Economic development
  • Less-developed country (LDC)
    • Level of literacy
    • Education
    • Infant mortality
    • Life expectancy
  • The Human Development Index (HDI): a statistic composite index of life expectancy, education, and per capita income indicators, which are used to rank countries into four tiers of human development.
Economic growth
  • Economic growth is the increase in an economy's real level of output over time.
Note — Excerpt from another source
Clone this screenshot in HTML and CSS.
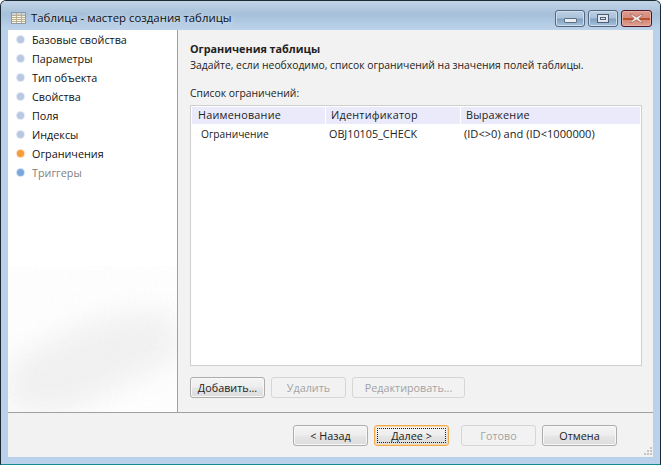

It is measured by the annual rate of change of real output.
    • Also can be defined as the increase in real per capita output measure by its annual rate of change.
  • Benefits and costs of rapid economic growth
    1. Reduction in illiteracy, poverty and illness.
    2. Pollution, stress and urban congestion.
  • A nation's % growth rate will always be relative to the size of its total GNP.
  • Growth: an outward movement in the production possibilities curve for the entire economy.
    1. Through increased productive capacity
    2. By utilising existing capital equipment more fully.
  • Physical capital accumulation is a major determinant of growth.
    • Natural resources are not sufficient to guarantee economic growth.
  • Envisaged growth
    1. Promoting savings
    2. Promoting mobility
    3. Promoting education and training (human capital)
    4. Promoting research and development
    5. Promoting the supply side of the economy
    6. Promoting the importance of technology and change
  • Pollution
    • Pollution and resource depletion are by-products of growth.
    • The marginal benefit of environmental cleanliness falls as we have more of it.
    • Pollution abatement is a trade-off, the trade-off being goods and services for cleaner air and water, and vice versa.